_Exercise directions_
Copy out the listing that follows, exactly, without its pictures.

_Data section_
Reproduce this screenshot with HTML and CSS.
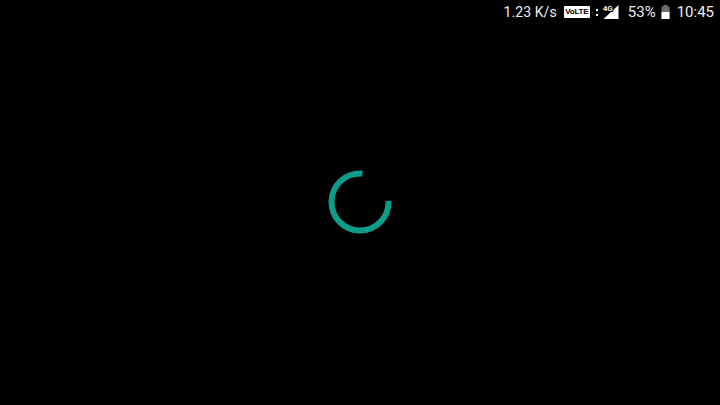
FILE: index.html
```html
<!DOCTYPE html>
<html lang="en">
  <head>
    <meta charset="UTF-8" />
    <meta name="viewport" content="width=device-width, initial-scale=1.0" />
    <title>Loading</title>
    <link rel="stylesheet" href="styles.css">
  </head>
  <body>
    <div class="screen">
      <div class="status">
        <span class="status__speed">1.23 K/s</span>
        <span class="status__volte">VoLTE</span>
        <span class="status__arrows">
          <i class="status__dot"></i>
          <i class="status__dot"></i>
        </span>
        <span class="status__signal">
          <svg class="status__triangle" width="16" height="14" viewBox="0 0 16 14">
            <path d="M15.500 0V14H.5Z" fill="#fff" />
          </svg>
          <span class="status__net">4G</span>
        </span>
        <span class="status__percent">53%</span>
        <svg class="status__battery" width="9" height="14" viewBox="0 0 9 14">
          <path d="M2.500 0H6.500V1.500H8.500V14H.5V1.500H2.500Z" fill="#6e6e6e" />
          <path d="M.5 7H8.500V14H.5Z" fill="#fff" />
        </svg>
        <span class="status__time">10:45</span>
      </div>
      <div class="main">
        <svg class="spinner" width="64" height="64" viewBox="0 0 64 64">
          <path d="M34.500 3.600A28.500 28.500 0 1 0 60.500 31" fill="none" stroke="#0e9c8a" stroke-width="6" />
        </svg>
      </div>
    </div>
  </body>
</html>
```

FILE: styles.css
```css
* {
  box-sizing: border-box;
}

body {
  margin: 0;
  background: #000;
}

.screen {
  display: grid;
  grid-template-rows: 24px 1fr 25px;
  width: 720px;
  height: 405px;
  overflow: hidden;
}

.status {
  display: flex;
  align-items: center;
  justify-content: flex-end;
  padding-right: 6px;
  color: #eee;
  font-family: Roboto, sans-serif;
  font-size: 15px;
}

.status__speed {
  margin-right: 7px;
  font-size: 14px;
  letter-spacing: .1px;
}

.status__volte {
  width: 26px;
  height: 12px;
  margin-right: 6px;
  background: #fff;
  border-radius: 1px;
  color: #000;
  font-family: "Liberation Sans", sans-serif;
  font-size: 8px;
  font-weight: 700;
  line-height: 12px;
  letter-spacing: -.2px;
  text-align: center;
}

.status__arrows {
  display: flex;
  flex-direction: column;
  gap: 3px;
  margin-right: 5px;
}

.status__dot {
  display: block;
  width: 2px;
  height: 2px;
  background: #fff;
}

.status__signal {
  position: relative;
  width: 16px;
  height: 14px;
  margin-right: 9px;
}

.status__triangle {
  display: block;
}

.status__net {
  position: absolute;
  top: 0;
  left: 0;
  font-size: 8px;
  font-weight: 700;
  line-height: 8px;
  text-shadow: 1px 1px 0 #000;
}

.status__percent {
  margin-right: 5px;
}

.status__battery {
  margin-right: 7px;
}

.main {
  grid-row: 2;
  display: flex;
  align-items: center;
  justify-content: center;
}

.spinner {
  display: block;
}
```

_Task response_
Reproduce this screenshot with HTML and CSS.
FILE: index.html
```html
<!DOCTYPE html>
<html lang="en">
  <head>
    <meta charset="UTF-8" />
    <meta name="viewport" content="width=device-width, initial-scale=1.0" />
    <title>Loading</title>
    <link rel="stylesheet" href="styles.css">
  </head>
  <body>
    <div class="screen">
      <div class="status">
        <span class="status__speed">1.23 K/s</span>
        <span class="status__volte">VoLTE</span>
        <span class="status__arrows">
          <i class="status__dot"></i>
          <i class="status__dot"></i>
        </span>
        <span class="status__signal">
          <svg class="status__triangle" width="16" height="14" viewBox="0 0 16 14">
            <path d="M15.500 0V14H.5Z" fill="#fff" />
          </svg>
          <span class="status__net">4G</span>
        </span>
        <span class="status__percent">53%</span>
        <svg class="status__battery" width="9" height="14" viewBox="0 0 9 14">
          <path d="M2.500 0H6.500V1.500H8.500V14H.5V1.500H2.500Z" fill="#6e6e6e" />
          <path d="M.5 7H8.500V14H.5Z" fill="#fff" />
        </svg>
        <span class="status__time">10:45</span>
      </div>
      <div class="main">
        <svg class="spinner" width="64" height="64" viewBox="0 0 64 64">
          <path d="M34.500 3.600A28.500 28.500 0 1 0 60.500 31" fill="none" stroke="#0e9c8a" stroke-width="6" />
        </svg>
      </div>
    </div>
  </body>
</html>
```

FILE: styles.css
```css
* {
  box-sizing: border-box;
}

body {
  margin: 0;
  background: #000;
}

.screen {
  display: grid;
  grid-template-rows: 24px 1fr 25px;
  width: 720px;
  height: 405px;
  overflow: hidden;
}

.status {
  display: flex;
  align-items: center;
  justify-content: flex-end;
  padding-right: 6px;
  color: #eee;
  font-family: Roboto, sans-serif;
  font-size: 15px;
}

.status__speed {
  margin-right: 7px;
  font-size: 14px;
  letter-spacing: .1px;
}

.status__volte {
  width: 26px;
  height: 12px;
  margin-right: 6px;
  background: #fff;
  border-radius: 1px;
  color: #000;
  font-family: "Liberation Sans", sans-serif;
  font-size: 8px;
  font-weight: 700;
  line-height: 12px;
  letter-spacing: -.2px;
  text-align: center;
}

.status__arrows {
  display: flex;
  flex-direction: column;
  gap: 3px;
  margin-right: 5px;
}

.status__dot {
  display: block;
  width: 2px;
  height: 2px;
  background: #fff;
}

.status__signal {
  position: relative;
  width: 16px;
  height: 14px;
  margin-right: 9px;
}

.status__triangle {
  display: block;
}

.status__net {
  position: absolute;
  top: 0;
  left: 0;
  font-size: 8px;
  font-weight: 700;
  line-height: 8px;
  text-shadow: 1px 1px 0 #000;
}

.status__percent {
  margin-right: 5px;
}

.status__battery {
  margin-right: 7px;
}

.main {
  grid-row: 2;
  display: flex;
  align-items: center;
  justify-content: center;
}

.spinner {
  display: block;
}
```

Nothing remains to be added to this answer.